The New York Times
Monday, December 31, 2012
Chinese Firm Is Cleared to Buy American DNA Sequencing Company
By ANDREW POLLACK
The federal government has given national security clearance to the controversial purchase of an American DNA sequencing company by a Chinese firm.
The Chinese firm, BGI-Shenzhen, said in a statement this weekend that its acquisition of Complete Genomics, based in Mountain View, Calif., had been cleared by the federal Committee on Foreign Investment in the United States, which reviews the national security implications of foreign takeovers of American companies. The deal still requires antitrust clearance by the Federal Trade Commission.
Some scientists, politicians and industry executives had said the takeover represented a threat to American competitiveness in DNA sequencing, a technology that is becoming crucial for the development of drugs, diagnostics and improved crops.
The fact that the $117.6 million deal was controversial at all reflects a change in the genomics community.

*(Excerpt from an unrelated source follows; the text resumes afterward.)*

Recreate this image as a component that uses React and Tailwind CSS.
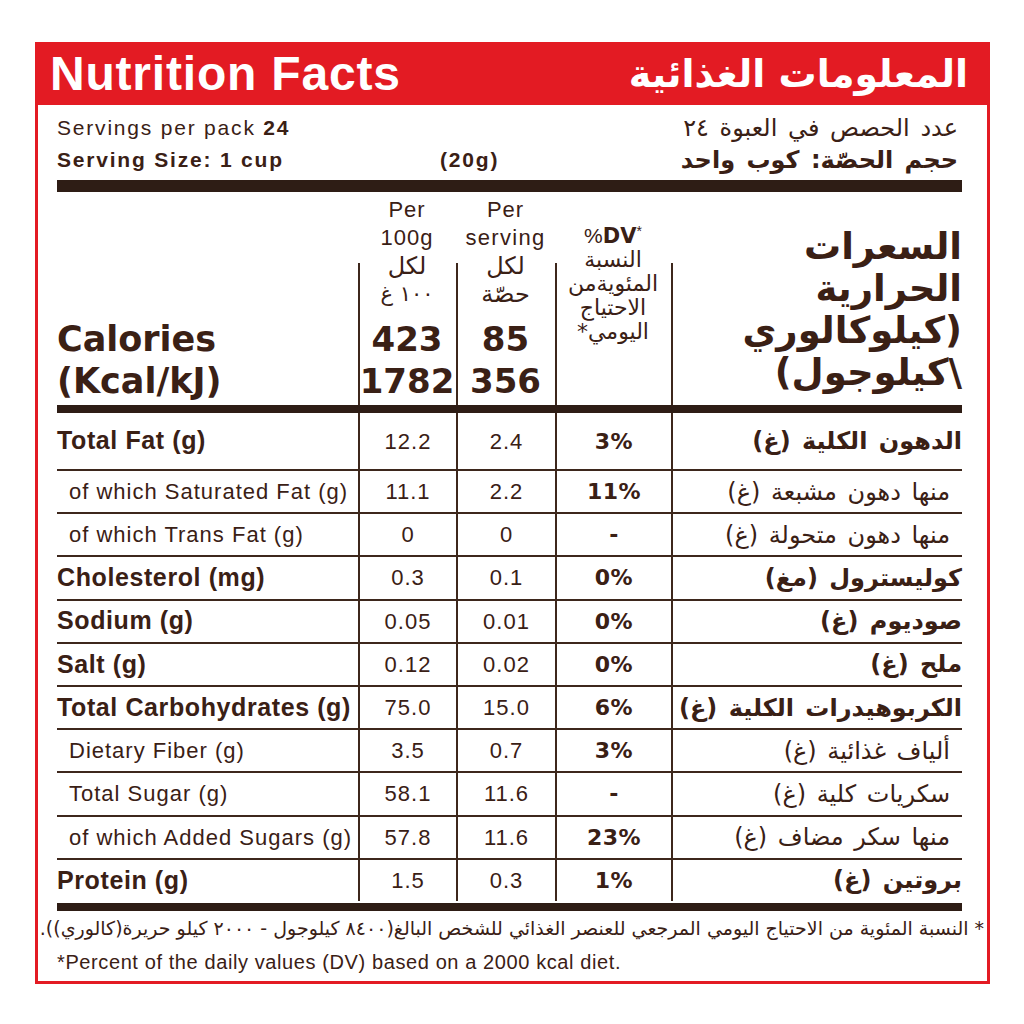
const ink = 'text-[#3a2015]'
const ar = "font-['DejaVu_Sans',sans-serif]"
const en = "font-['Liberation_Sans',Arial,sans-serif]"
const heavy = "font-['DejaVu_Sans',sans-serif] font-bold"

const rows = [
  { en: 'Total Fat (g)', ar: 'الدهون الكلية (غ)', a: '12.2', b: '2.4', dv: '3%', bold: true, first: true },
  { en: 'of which Saturated Fat (g)', ar: 'منها دهون مشبعة (غ)', a: '11.1', b: '2.2', dv: '11%' },
  { en: 'of which Trans Fat (g)', ar: 'منها دهون متحولة (غ)', a: '0', b: '0', dv: '-' },
  { en: 'Cholesterol (mg)', ar: 'كوليسترول (مغ)', a: '0.3', b: '0.1', dv: '0%', bold: true },
  { en: 'Sodium (g)', ar: 'صوديوم (غ)', a: '0.05', b: '0.01', dv: '0%', bold: true },
  { en: 'Salt (g)', ar: 'ملح (غ)', a: '0.12', b: '0.02', dv: '0%', bold: true },
  { en: 'Total Carbohydrates (g)', ar: 'الكربوهيدرات الكلية (غ)', a: '75.0', b: '15.0', dv: '6%', bold: true },
  { en: 'Dietary Fiber (g)', ar: 'ألياف غذائية (غ)', a: '3.5', b: '0.7', dv: '3%' },
  { en: 'Total Sugar (g)', ar: 'سكريات كلية (غ)', a: '58.1', b: '11.6', dv: '-' },
  { en: 'of which Added Sugars (g)', ar: 'منها سكر مضاف (غ)', a: '57.8', b: '11.6', dv: '23%' },
  { en: 'Protein (g)', ar: 'بروتين (غ)', a: '1.5', b: '0.3', dv: '1%', bold: true },
]

const VLine = () => (
  <span className="absolute left-0 top-[71px] bottom-0 w-[2px] bg-[#3d271c]" />
)

const NutritionRow = ({ row }) => (
  <div
    className={`grid grid-cols-[301px_98px_99px_116px_1fr] ${row.first ? 'h-[56px]' : 'h-[43.2px] border-t-[2px] border-[#3d271c]'}`}
  >
    <div
      className={`flex items-center ${en} ${row.bold ? 'font-bold text-[25px] tracking-[0.6px]' : 'pl-[12px] text-[22px] tracking-[1px]'}`}
    >
      {row.en}
    </div>
    <div className={`flex items-center justify-center border-l-[2px] border-[#3d271c] ${en} text-[22px] tracking-[1px]`}>
      {row.a}
    </div>
    <div className={`flex items-center justify-center border-l-[2px] border-[#3d271c] ${en} text-[22px] tracking-[1px]`}>
      {row.b}
    </div>
    <div className={`flex items-center justify-center border-l-[2px] border-[#3d271c] ${heavy} text-[22px] tracking-[0.5px]`}>
      {row.dv}
    </div>
    <div
      dir="rtl"
      className={`flex items-center whitespace-nowrap border-l-[2px] border-[#3d271c] ${ar} text-[24px] [word-spacing:3px] ${row.bold ? 'font-bold' : 'pr-[12px]'}`}
    >
      {row.ar}
    </div>
  </div>
)

export default function App() {
  return (
    <div className={`w-[1024px] h-[1024px] bg-white pt-[42px] pl-[35px] ${ink}`}>
      <div className="w-[955px] border-x-[3px] border-b-[3px] border-[#e31b23] bg-white">
        {/* red title bar */}
        <div className="h-[63px] bg-[#e31b23] flex items-center justify-between pl-[12px] pr-[19px] text-white">
          <span className={`${en} font-bold text-[48px] leading-none tracking-[0.8px]`}>Nutrition Facts</span>
          <span dir="rtl" className={`${ar} font-bold text-[38px] leading-none`}>المعلومات الغذائية</span>
        </div>

        <div className="pl-[19px] pr-[25px]">
          {/* servings */}
          <div className="pt-[7px]">
            <div className="h-[32px] flex items-center justify-between">
              <span className={`${en} text-[21px] tracking-[1.8px]`}>
                Servings per pack <b>24</b>
              </span>
              <span dir="rtl" className={`${ar} text-[24px] [word-spacing:3px] pr-[4px]`}>عدد الحصص في العبوة ٢٤</span>
            </div>
            <div className="h-[32px] flex items-center justify-between">
              <span className={`${en} text-[21px] tracking-[1.8px] font-bold flex`}>
                <span className="w-[383px]">Serving Size: 1 cup</span>
                <span>(20g)</span>
              </span>
              <span dir="rtl" className={`${ar} text-[24px] font-bold [word-spacing:3px] pr-[4px]`}>حجم الحصّة: كوب واحد</span>
            </div>
          </div>
          <div className="h-[12px] bg-[#2e1d15] mt-[4px]" />

          {/* calories header */}
          <div className="grid grid-cols-[301px_98px_99px_116px_1fr] h-[213px]">
            <div className={`flex flex-col justify-end pb-[3px] ${heavy} text-[35px] leading-[42px]`}>
              <span>Calories</span>
              <span>(Kcal/kJ)</span>
            </div>
            <div className="relative flex flex-col items-center pt-[4px] pb-[3px]">
              <VLine />
              <span className={`${en} text-[22px] leading-[28px] tracking-[1px]`}>Per</span>
              <span className={`${en} text-[22px] leading-[28px] tracking-[1px]`}>100g</span>
              <span dir="rtl" className={`${ar} text-[24px] leading-[28px]`}>لكل</span>
              <span dir="rtl" className={`${ar} text-[21px] leading-[28px]`}>١٠٠ غ</span>
              <span className={`mt-auto ${heavy} text-[34px] leading-[42px]`}>423</span>
              <span className={`${heavy} text-[34px] leading-[42px]`}>1782</span>
            </div>
            <div className="relative flex flex-col items-center pt-[4px] pb-[3px]">
              <VLine />
              <span className={`${en} text-[22px] leading-[28px] tracking-[1px]`}>Per</span>
              <span className={`${en} text-[22px] leading-[28px] tracking-[1.3px]`}>serving</span>
              <span dir="rtl" className={`${ar} text-[24px] leading-[28px]`}>لكل</span>
              <span dir="rtl" className={`${ar} text-[24px] leading-[28px]`}>حصّة</span>
              <span className={`mt-auto ${heavy} text-[34px] leading-[42px]`}>85</span>
              <span className={`${heavy} text-[34px] leading-[42px]`}>356</span>
            </div>
            <div className="relative flex flex-col items-center pt-[32px]">
              <VLine />
              <span className={`${en} text-[21px] leading-[24px]`}>
                %<span className={`${heavy}`}>DV</span>
                <sup className="text-[14px]">*</sup>
              </span>
              <span dir="rtl" className={`${ar} text-[22px] leading-[24px]`}>النسبة</span>
              <span dir="rtl" className={`${ar} text-[22px] leading-[24px] whitespace-nowrap`}>المئويةمن</span>
              <span dir="rtl" className={`${ar} text-[22px] leading-[24px]`}>الاحتياج</span>
              <span dir="rtl" className={`${ar} text-[22px] leading-[24px]`}>اليومي*</span>
            </div>
            <div dir="rtl" className={`relative flex flex-col pt-[34px] ${ar} font-bold text-[37px] leading-[42px]`}>
              <span className="absolute left-0 top-[71px] bottom-0 w-[2px] bg-[#3d271c]" />
              <span>السعرات</span>
              <span>الحرارية</span>
              <span>(كيلوكالوري</span>
              <span>\كيلوجول)</span>
            </div>
          </div>
          <div className="h-[8px] bg-[#2e1d15]" />

          {/* nutrient rows */}
          {rows.map((row) => (
            <NutritionRow key={row.en} row={row} />
          ))}
          <div className="h-[8px] bg-[#2e1d15] mt-[2px]" />

          {/* footnotes */}
          <div
            dir="rtl"
            className={`h-[34px] flex items-center -mr-[22px] -ml-[16px] whitespace-nowrap ${ar} text-[19px]`}
          >
            * النسبة المئوية من الاحتياج اليومي المرجعي  للعنصر الغذائي للشخص البالغ(٨٤٠٠ كيلوجول - ٢٠٠٠ كيلو حريرة(كالوري)).
          </div>
          <div className={`h-[36px] flex items-start pt-[2px] ${en} text-[20px] tracking-[0.6px]`}>
            *Percent of the daily values (DV) based on a 2000 kcal diet.
          </div>
        </div>
      </div>
    </div>
  )
}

A decade ago, the Human Genome Project, in which scientists from many nations helped unravel the genetic blueprint of mankind, was celebrated for its spirit of international cooperation. One of the participants in the project was BGI, which was then known as the Beijing Genomics Institute.
But with DNA sequencing now becoming a big business and linchpin of the biotechnology industry, international rivalries and nationalism are starting to move front and center in any acquisition.
Much of the alarm about the deal has been raised by Illumina, a San Diego company that is the market leader in sequencing machines. It has potentially the most to lose from the deal because BGI might buy fewer Illumina products and even become a competitor. Weeks after the BGI deal was announced, Illumina made its own belated bid for Complete Genomics, offering 15 cents a share more than BGI’s bid of $3.15. But Complete Genomics rebuffed Illumina, saying such a merger would never clear antitrust review.
Illumina also hired a Washington lobbyist, the Glover Park Group, to stir up opposition to the deal in Congress. Representative Frank R. Wolf, Republican of Virginia, was the only member of Congress known to have publicly expressed concern.